OBD Is A Holistic Approach to Design

Objective-Based Design is a simple, effective way to accomplish your business objectives by improving the user’s experience. Instead of  technical specs and gantt charts, it’s powered by empathy for your customers and alignment within your team. It allows you to work with your customers, employees, stakeholders and partners to gain clarity on what is causing friction and how to design a better experience. Using OBD helps you avoid the paralyzing tunnel vision of task-based projects and forces you to design solutions that impact your objectives and benefit the whole of your business.
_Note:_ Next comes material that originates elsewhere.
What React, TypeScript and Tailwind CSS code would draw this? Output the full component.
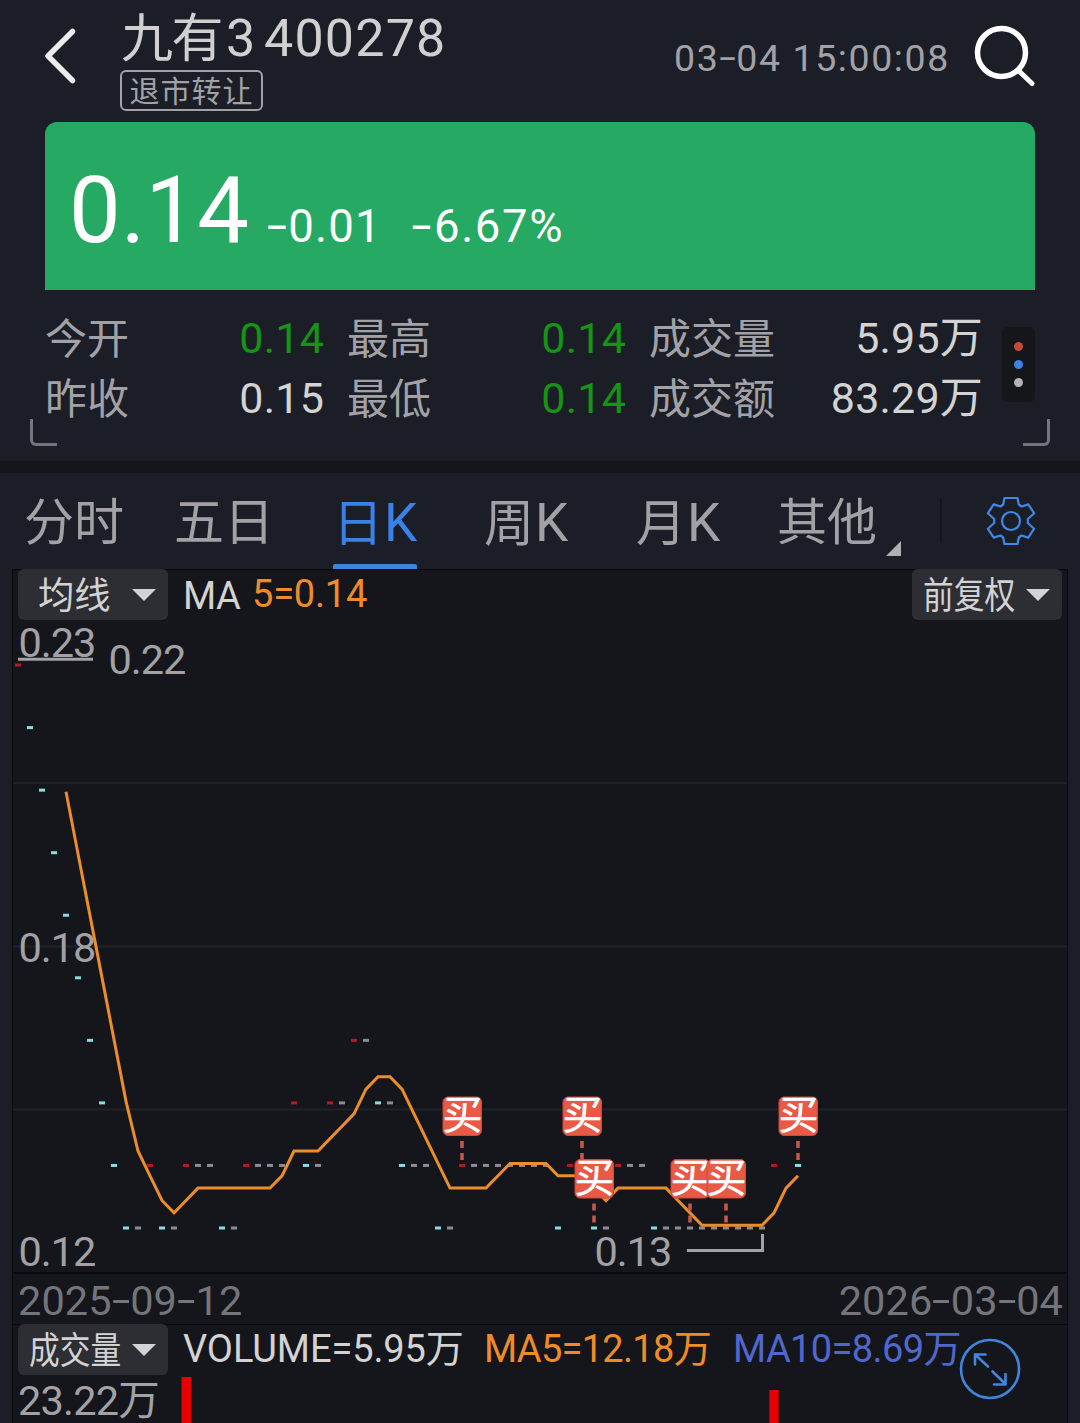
import React from "react";

const RED = "#b01c20";
const CYAN = "#86dede";
const GRAY = "#8b8c96";

const COLORS: Record<string, string> = { r: RED, c: CYAN, g: GRAY };

// Daily closes in cents with the colour of each tick: r = up, c = down, g = flat.
const DAYS =
  "22r 21c 20c 19c 18c 17c 16c 15c 14c 13c 13g 14r 13c 13g 14r 14g 14g 13c 13g 14r 14g 14g 14g 15r 14c 14g 15r 15g 16r 16g 15c 15g 14c 14g 14g 13c 13g 14r 14g 14g 14g 14g 14g 14g 14g 13c 14r 14g 13c 13g 14r 14g 14g 13c 13g 13g 13g 13g 13g 13g 13g 13g 13g 14r 15r 14c"
    .split(" ")
    .map((d) => ({ close: parseInt(d, 10), kind: d.slice(-1) }));

const dayX = (i: number) => 18 + 12 * i;
const closeY = (v: number) => 1228 - (v - 13) * 62.55;
const maY = (v: number) => 1225.3 - (v - 13) * 61.93;

const MA5 = DAYS.map((_, i) => i)
  .slice(4)
  .map((i) => {
    const avg = DAYS.slice(i - 4, i + 1).reduce((s, d) => s + d.close, 0) / 5;
    return `${dayX(i)},${maY(avg).toFixed(1)}`;
  })
  .join(" ");

const BUYS = [
  { x: 462, y: 1096.5 },
  { x: 582, y: 1096.5 },
  { x: 798, y: 1096.5 },
  { x: 594, y: 1159 },
  { x: 690, y: 1159 },
  { x: 726, y: 1159 },
];

function Dash({ className = "w-[0.445em]" }: { className?: string }) {
  return <span className={"inline-block -translate-y-[0.03em] scale-x-[1.6] text-center tracking-normal " + className}>-</span>;
}

function Chip({ label, squeeze }: { label: string; squeeze?: boolean }) {
  return (
    <div className="flex h-[51px] w-[150px] shrink-0 items-center justify-between rounded-[6px] bg-[#2d2e33] pr-3 text-[#d3d3d3]">
      <div className={squeeze ? "ml-[11px] w-[92px] pt-1" : "ml-[20px] w-[80px] pt-1"}>
        <div className={"origin-left whitespace-nowrap text-[37px] leading-[50px] " + (squeeze ? "scale-x-[0.83]" : "scale-x-[0.98]")}>{label}</div>
      </div>
      <svg width="24" height="12" viewBox="0 0 24 12" className="shrink-0">
        <path d="M0 0H24L12 12Z" fill="#d3d3d3" />
      </svg>
    </div>
  );
}

function Stat({ label, value, color }: { label: string; value: string; color: string }) {
  return (
    <div className="flex h-[60px] items-center justify-between whitespace-nowrap leading-[60px]">
      <span className="pt-[3px] text-[42px] text-[#a2a2a6]">{label}</span>
      <span className={"text-[43px] tracking-[0.2px] " + color}>{value}</span>
    </div>
  );
}

function Header() {
  return (
    <header className="flex h-[122px] items-start pl-[44px]">
      <svg width="34" height="58" viewBox="0 0 34 58" className="mt-[27px] shrink-0" fill="none">
        <path d="M28.500 4.500L4 29L28.500 53.500" stroke="#ececec" strokeWidth="5.500" strokeLinecap="round" strokeLinejoin="round" />
      </svg>
      <div className="ml-[42px] w-[500px] pt-3">
        <div className="flex h-[52px] whitespace-nowrap text-[52px] leading-[52px] text-[#d0d0d0]">
          <span className="w-[105px] pl-[1px] pt-[2px] tracking-[-1.5px]">九有</span>
          <span className="w-[39px] pl-[1px] pt-[1px]">3</span>
          <span className="pt-[1px] tracking-[1.2px]">400278</span>
        </div>
        <div className="mt-[6px] flex h-[41px] w-[143px] items-center justify-center rounded-[6px] border-2 border-[#a2a2a6] pt-[2px] text-[30px] leading-none tracking-[1px] text-[#a2a2a6]">
          退市转让
        </div>
      </div>
      <div className="ml-[54px] mt-[33.500px] w-[280px] whitespace-nowrap text-[37.500px] leading-[48px] tracking-[1.600px] text-[#a2a2a6]">
        03
        <Dash className="w-[0.45em]" />
        04 15:00:08
      </div>
      <svg width="64" height="64" viewBox="0 0 64 64" className="ml-[18px] mt-[24px] shrink-0" fill="none" stroke="#fff" strokeLinecap="round">
        <circle cx="29.500" cy="28.500" r="24" strokeWidth="5.500" />
        <path d="M47 47L60 59.500" strokeWidth="5" />
      </svg>
    </header>
  );
}

function PriceBanner() {
  return (
    <section className="mx-[45px] flex h-[168px] items-start whitespace-nowrap rounded-t-[12px] bg-[#26a963] text-white">
      <span className="ml-[24px] mt-[39px] w-[197px] text-[92px] leading-[100px] tracking-[0.200px]">0.14</span>
      <span className="mt-[77px] w-[143px] text-[45.500px] leading-[56px] tracking-[1.200px]">
        <Dash className="w-[0.49em]" />
        0.01
      </span>
      <span className="mt-[77px] text-[45.500px] leading-[56px] tracking-[1.600px]">
        <Dash className="w-[0.55em]" />
        6.67%
      </span>
    </section>
  );
}

function Stats() {
  return (
    <section className="relative flex h-[171px] pl-[45px] pt-[18px]">
      <div className="w-[279px]">
        <Stat label="今开" value="0.14" color="text-[#159415]" />
        <Stat label="昨收" value="0.15" color="text-[#d3d3d3]" />
      </div>
      <div className="ml-[23px] w-[279px]">
        <Stat label="最高" value="0.14" color="text-[#159415]" />
        <Stat label="最低" value="0.14" color="text-[#159415]" />
      </div>
      <div className="ml-[23px] w-[334px]">
        <Stat label="成交量" value="5.95万" color="text-[#d3d3d3]" />
        <Stat label="成交额" value="83.29万" color="text-[#d3d3d3]" />
      </div>
      <div className="ml-[19px] mt-[19px] flex h-[75px] w-[33px] flex-col items-center justify-center gap-[9px] rounded-[6px] bg-[#15161a]">
        <i className="size-[9px] rounded-full bg-[#c84936]" />
        <i className="size-[9px] rounded-full bg-[#3b82e8]" />
        <i className="size-[9px] rounded-full bg-[#b4b4b8]" />
      </div>
      <i className="absolute bottom-[15px] left-[30px] h-[27px] w-[27px] rounded-bl-[6px] border-b-[3px] border-l-[3px] border-[#74757b]" />
      <i className="absolute bottom-[15px] right-[30px] h-[27px] w-[27px] rounded-br-[6px] border-b-[3px] border-r-[3px] border-[#74757b]" />
    </section>
  );
}

function Tabs() {
  return (
    <nav className="flex h-[96px] whitespace-nowrap pl-[24px] text-[50px] leading-[101px] text-[#a2a2a6]">
      <span className="w-[150px]">分时</span>
      <span className="w-[159px]">五日</span>
      <span className="relative mr-[67px] w-[84px] text-[#3b82e8]">
        日<span className="pl-px text-[53px]">K</span>
        <i className="absolute bottom-0 left-0 h-[5px] w-[84px] rounded-t-[2px] bg-[#3f82e0]" />
      </span>
      <span className="w-[152px]">周<span className="pl-px text-[53px]">K</span></span>
      <span className="w-[141px]">月<span className="pl-px text-[53px]">K</span></span>
      <span className="w-[109px]">其他</span>
      <svg width="15" height="15" viewBox="0 0 15 15" className="mt-[68px] shrink-0">
        <path d="M15 0V15H0Z" fill="#b0b0b2" />
      </svg>
      <i className="ml-[39px] mt-[25px] h-[45px] w-[2px] bg-[#15161b]" />
      <svg width="52" height="52" viewBox="-26 -26 52 52" className="ml-[43px] mt-[22px] shrink-0" fill="none" stroke="#4287e6" strokeWidth="2.200" strokeLinejoin="round">
        <path d="M-6.500 -23H6.500L7.800 -16.500L10.500 -14.500L17.300 -16.600L23.200 -7.700L16.800 -2V2L23.200 7.700L17.300 16.600L10.500 14.500L7.800 16.500L6.500 23H-6.500L-7.800 16.500L-10.500 14.500L-17.300 16.600L-23.200 7.700L-16.800 2V-2L-23.200 -7.700L-17.300 -16.600L-10.500 -14.500L-7.800 -16.500Z" />
        <circle r="9" />
      </svg>
    </nav>
  );
}

function PriceChart() {
  return (
    <svg width="1054" height="652" viewBox="13 620 1054 652" className="block overflow-visible">
      <g stroke="#212227" strokeWidth="2">
        <path d="M13 783H1067M13 946.500H1067M13 1109.500H1067" />
      </g>
      <g fill="#a2a2a6" fontSize="41.500" letterSpacing="-1">
        <text x="18.500" y="657">0.23</text>
        <text x="108.500" y="674">0.22</text>
        <text x="18.500" y="962">0.18</text>
        <text x="18.500" y="1266">0.12</text>
        <text x="594.500" y="1266">0.13</text>
      </g>
      <path d="M18 659.300H93M687 1250.500H762.500V1234" stroke="#a2a2a6" strokeWidth="3" fill="none" />
      {DAYS.map((d, i) => (
        <rect key={i} x={dayX(i) - 3} y={closeY(d.close) - 1.5} width="6" height="3" fill={COLORS[d.kind]} />
      ))}
      <polyline points={MA5} fill="none" stroke="#ec8d2c" strokeWidth="3" />
      {BUYS.map((b) => (
        <g key={b.x}>
          <path d={`M${b.x} ${b.y + 44.5}v19`} stroke="#c4594d" strokeWidth="3.500" strokeDasharray="7 5" />
          <rect x={b.x - 19} y={b.y + 0.5} width="38.500" height="38.500" rx="5" fill="#ea5945" stroke="#c64c3f" strokeWidth="1" />
          <text x={b.x + 0.5} y={b.y + 32.5} fontSize="40" textAnchor="middle" fill="#fff" stroke="#fff" strokeWidth="0.500">
            买
          </text>
        </g>
      ))}
    </svg>
  );
}

function VolumeChart() {
  return (
    <div className="flex h-[48px] items-start">
      <div className="ml-[5px] mt-[4px] w-[163px] whitespace-nowrap text-[41.500px] leading-[44px] tracking-[-0.800px] text-[#a2a2a6]">23.22万</div>
      <svg width="870" height="48" viewBox="181 1375 870 48" className="block shrink-0">
        <path d="M181.500 1377h9.500v46h-9.500zM769.300 1390h9.300v33h-9.300z" fill="#e60000" />
      </svg>
    </div>
  );
}

export default function App() {
  return (
    <div className="h-[1423px] w-[1080px] overflow-hidden bg-[#1b1e27] font-['Roboto','Noto_Sans_CJK_SC',sans-serif]">
      <Header />
      <PriceBanner />
      <Stats />
      <div className="h-[12px] bg-[#15161b]" />
      <Tabs />
      <main className="mx-[12px] h-[854px] border-x border-[#090a0d] bg-[#15161b]">
        <div className="flex h-[51px] whitespace-nowrap pl-[5px] pr-[5px] shadow-[inset_0_1px_0_#090a0d]">
          <Chip label="均线" />
          <span className="ml-[15px] w-[69px] text-[38px] leading-[54px] tracking-[-0.500px] text-[#d3d3d3]">MA</span>
          <span className="text-[38px] leading-[50px] tracking-[-0.200px] text-[#f08c28]">5=0.14</span>
          <span className="flex-1" />
          <Chip label="前复权" squeeze />
        </div>
        <PriceChart />
        <div className="flex h-[52px] justify-between border-t-2 border-[#090a0d] pl-[5px] pr-[4px] text-[41.500px] leading-[53px] tracking-[0.100px] text-[#74757a]">
          <span>2025<Dash />09<Dash />12</span>
          <span>2026<Dash />03<Dash />04</span>
        </div>
        <div className="relative flex h-[51px] whitespace-nowrap pl-[5px] text-[38px] leading-[50px] shadow-[inset_0_1px_0_#090a0d]">
          <Chip label="成交量" squeeze />
          <span className="ml-[15px] w-[301px] tracking-[-0.100px] text-[#d3d3d3]">VOLUME=5.95万</span>
          <span className="w-[249px] tracking-[-0.700px] text-[#f08c28]">MA5=12.18万</span>
          <span className="tracking-[-0.600px] text-[#5068cd]">MA10=8.69万</span>
          <svg width="62" height="62" viewBox="-31 -31 62 62" className="absolute left-[946px] top-[14px]" fill="none" stroke="#3f86dc" strokeWidth="2.600" strokeLinecap="round" strokeLinejoin="round">
            <circle r="29" />
            <path d="M-2 -2.500L-15 -14.500M-15 -4.500V-14.500H-4.500M2.500 2.500L15.500 15M15.500 5V15.500H4" />
          </svg>
        </div>
        <VolumeChart />
      </main>
    </div>
  );
}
Because OBD is iterative, you can start small and begin to see immediate results. Research fuels strategies that turn one dial, or pull one lever, to measurably improve the user experience. The results from those experiments inform future experiments to help solve even the most complex problems. Like links on a chain, one good turn affects the next link. It’s this cycle of setting an objective, finding your users’ friction, strategizing experiments to address this friction and then implementing solutions to squash it that will consistently and holistically solve any business challenge.
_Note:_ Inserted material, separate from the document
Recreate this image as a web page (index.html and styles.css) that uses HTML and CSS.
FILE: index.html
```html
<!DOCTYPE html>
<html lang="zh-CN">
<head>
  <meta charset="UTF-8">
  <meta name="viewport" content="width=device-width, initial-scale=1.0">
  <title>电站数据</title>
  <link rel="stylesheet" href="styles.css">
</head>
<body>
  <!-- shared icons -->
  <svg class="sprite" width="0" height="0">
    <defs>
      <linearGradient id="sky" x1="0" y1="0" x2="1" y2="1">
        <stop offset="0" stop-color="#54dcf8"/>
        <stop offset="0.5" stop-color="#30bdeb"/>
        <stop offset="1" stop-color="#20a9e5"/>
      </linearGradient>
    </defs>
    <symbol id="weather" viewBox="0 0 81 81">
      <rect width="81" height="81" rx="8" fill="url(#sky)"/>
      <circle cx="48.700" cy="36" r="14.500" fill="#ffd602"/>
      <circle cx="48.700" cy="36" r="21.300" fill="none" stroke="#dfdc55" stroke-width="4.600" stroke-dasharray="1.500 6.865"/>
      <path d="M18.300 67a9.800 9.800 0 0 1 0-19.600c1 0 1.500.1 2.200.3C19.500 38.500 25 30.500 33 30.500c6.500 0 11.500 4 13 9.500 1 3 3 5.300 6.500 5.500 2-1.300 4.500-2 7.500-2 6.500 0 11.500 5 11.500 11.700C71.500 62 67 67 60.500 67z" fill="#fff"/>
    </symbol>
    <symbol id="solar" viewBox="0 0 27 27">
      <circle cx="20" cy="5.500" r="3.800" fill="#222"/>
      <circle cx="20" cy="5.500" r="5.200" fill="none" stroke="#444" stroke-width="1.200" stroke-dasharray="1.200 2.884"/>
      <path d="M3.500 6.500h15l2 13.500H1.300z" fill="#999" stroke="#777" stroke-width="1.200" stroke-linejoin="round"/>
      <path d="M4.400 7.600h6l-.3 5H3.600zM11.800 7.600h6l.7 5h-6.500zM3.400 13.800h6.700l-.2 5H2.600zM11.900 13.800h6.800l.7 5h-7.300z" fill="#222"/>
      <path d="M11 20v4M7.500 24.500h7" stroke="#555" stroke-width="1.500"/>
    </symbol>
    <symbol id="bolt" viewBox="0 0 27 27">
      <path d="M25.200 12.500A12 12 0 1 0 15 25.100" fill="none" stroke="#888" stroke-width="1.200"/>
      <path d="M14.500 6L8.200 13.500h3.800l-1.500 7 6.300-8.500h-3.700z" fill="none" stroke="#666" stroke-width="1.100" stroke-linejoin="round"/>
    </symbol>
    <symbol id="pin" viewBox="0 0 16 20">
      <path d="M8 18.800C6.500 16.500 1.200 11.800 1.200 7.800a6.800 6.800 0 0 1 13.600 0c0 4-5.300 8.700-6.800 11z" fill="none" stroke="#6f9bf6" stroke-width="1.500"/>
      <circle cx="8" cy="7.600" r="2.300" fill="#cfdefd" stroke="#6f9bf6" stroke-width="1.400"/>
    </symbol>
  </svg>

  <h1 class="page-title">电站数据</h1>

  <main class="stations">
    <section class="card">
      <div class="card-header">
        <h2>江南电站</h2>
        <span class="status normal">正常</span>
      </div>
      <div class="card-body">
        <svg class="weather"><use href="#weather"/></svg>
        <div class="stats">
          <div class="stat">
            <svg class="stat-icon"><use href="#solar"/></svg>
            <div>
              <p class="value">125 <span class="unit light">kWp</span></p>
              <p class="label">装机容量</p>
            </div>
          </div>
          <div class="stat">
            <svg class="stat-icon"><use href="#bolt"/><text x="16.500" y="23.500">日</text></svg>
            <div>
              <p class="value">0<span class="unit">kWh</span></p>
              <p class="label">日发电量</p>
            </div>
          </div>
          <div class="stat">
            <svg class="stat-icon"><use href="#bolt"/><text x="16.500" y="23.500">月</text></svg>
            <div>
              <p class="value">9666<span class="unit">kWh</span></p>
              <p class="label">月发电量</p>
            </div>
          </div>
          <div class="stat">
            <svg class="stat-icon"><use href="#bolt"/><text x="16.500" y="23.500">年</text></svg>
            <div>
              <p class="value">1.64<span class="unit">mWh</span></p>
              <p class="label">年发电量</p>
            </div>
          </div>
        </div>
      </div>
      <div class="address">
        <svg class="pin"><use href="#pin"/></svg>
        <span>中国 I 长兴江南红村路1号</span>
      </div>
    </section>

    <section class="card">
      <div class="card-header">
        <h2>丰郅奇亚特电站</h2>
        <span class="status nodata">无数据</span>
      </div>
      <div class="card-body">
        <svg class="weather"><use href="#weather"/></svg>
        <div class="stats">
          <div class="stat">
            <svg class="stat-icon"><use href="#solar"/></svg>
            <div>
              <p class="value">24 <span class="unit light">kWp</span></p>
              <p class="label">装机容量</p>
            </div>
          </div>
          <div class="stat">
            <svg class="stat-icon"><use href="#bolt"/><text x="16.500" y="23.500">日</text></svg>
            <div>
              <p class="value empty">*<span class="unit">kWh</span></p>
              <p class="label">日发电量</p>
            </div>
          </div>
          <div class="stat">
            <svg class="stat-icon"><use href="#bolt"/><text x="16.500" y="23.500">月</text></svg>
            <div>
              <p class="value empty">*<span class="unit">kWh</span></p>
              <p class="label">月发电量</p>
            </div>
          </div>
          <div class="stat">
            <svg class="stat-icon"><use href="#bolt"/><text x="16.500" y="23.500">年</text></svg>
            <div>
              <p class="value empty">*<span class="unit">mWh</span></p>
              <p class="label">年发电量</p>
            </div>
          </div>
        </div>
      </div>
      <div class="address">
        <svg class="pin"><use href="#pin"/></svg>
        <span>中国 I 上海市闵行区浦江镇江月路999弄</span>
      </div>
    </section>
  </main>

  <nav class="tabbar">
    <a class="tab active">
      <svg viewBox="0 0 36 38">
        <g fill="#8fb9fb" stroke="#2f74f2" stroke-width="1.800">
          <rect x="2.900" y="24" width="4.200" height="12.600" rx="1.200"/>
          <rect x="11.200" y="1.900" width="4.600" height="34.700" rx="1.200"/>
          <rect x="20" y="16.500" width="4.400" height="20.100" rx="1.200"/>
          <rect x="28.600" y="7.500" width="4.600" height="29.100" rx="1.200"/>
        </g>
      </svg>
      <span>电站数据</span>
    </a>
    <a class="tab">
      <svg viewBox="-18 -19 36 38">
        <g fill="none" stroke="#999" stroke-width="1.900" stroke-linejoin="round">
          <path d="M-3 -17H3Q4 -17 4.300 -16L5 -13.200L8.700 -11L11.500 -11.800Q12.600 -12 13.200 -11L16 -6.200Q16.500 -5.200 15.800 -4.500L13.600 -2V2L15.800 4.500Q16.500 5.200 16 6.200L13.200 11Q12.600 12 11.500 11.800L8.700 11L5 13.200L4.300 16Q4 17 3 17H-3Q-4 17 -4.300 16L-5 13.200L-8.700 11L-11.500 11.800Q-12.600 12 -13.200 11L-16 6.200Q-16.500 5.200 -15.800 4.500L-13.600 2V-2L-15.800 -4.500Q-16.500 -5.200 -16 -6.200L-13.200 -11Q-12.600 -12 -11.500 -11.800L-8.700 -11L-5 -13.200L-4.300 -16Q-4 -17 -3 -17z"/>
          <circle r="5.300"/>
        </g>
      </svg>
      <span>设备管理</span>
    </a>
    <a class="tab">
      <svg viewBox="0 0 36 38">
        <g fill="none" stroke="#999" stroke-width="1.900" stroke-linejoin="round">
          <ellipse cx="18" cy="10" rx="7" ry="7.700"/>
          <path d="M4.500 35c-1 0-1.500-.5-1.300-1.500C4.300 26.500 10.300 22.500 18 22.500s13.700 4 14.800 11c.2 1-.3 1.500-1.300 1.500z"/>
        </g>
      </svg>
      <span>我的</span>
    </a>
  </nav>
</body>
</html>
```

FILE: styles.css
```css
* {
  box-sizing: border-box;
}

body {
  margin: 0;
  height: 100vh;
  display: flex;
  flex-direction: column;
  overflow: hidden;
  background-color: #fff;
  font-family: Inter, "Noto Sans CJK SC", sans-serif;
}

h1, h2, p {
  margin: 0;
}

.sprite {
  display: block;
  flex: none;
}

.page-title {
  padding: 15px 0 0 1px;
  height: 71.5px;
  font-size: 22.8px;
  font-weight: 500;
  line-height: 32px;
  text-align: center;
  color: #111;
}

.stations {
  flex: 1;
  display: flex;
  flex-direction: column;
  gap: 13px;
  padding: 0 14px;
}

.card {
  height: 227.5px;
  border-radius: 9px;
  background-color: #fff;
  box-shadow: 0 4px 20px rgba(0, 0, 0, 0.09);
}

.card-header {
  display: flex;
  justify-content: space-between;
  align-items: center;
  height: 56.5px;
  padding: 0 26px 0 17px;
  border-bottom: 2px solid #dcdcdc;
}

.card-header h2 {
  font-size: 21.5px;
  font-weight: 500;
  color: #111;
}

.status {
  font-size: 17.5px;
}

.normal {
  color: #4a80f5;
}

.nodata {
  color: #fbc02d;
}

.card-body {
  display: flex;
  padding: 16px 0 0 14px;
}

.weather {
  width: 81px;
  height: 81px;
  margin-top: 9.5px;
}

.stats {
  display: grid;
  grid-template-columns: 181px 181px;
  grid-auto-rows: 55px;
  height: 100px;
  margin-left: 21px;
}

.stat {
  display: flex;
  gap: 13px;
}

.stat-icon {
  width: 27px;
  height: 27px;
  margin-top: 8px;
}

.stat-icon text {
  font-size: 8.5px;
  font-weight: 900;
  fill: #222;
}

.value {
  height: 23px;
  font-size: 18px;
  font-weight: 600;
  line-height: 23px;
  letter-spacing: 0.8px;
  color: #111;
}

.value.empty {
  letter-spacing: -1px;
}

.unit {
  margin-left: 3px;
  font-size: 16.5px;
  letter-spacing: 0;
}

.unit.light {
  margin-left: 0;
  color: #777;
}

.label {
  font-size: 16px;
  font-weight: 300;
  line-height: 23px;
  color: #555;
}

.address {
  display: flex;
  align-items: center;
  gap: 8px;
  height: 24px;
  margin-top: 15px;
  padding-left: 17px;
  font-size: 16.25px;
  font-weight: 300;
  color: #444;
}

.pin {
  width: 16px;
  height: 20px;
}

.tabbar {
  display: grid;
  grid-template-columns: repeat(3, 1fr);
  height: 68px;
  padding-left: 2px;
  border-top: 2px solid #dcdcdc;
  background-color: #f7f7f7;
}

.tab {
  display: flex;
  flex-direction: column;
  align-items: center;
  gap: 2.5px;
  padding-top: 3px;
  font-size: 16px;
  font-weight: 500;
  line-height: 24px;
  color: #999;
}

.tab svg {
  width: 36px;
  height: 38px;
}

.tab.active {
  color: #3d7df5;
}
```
We feel it’s important to share the roots of Objective-Based Design. It is a philosophy that we’ve evolved  after more than a decade of experience in the user experience design business and 1,000+ completed projects. In addition, OBD was influenced by many of our favorite business concepts that we have adapted for the design space. Some of these standouts include: the Build, Measure, Learn of The Lean Startup, Brian Balfour’s Growth Machine, The Design Sprint by Google Ventures, Sean Ellis’s early growth hacking concepts and, of course, our early involvement in the Lean UX movement. We were inspired by everything from the methodology of science, to our real world experiences in life and business everyday.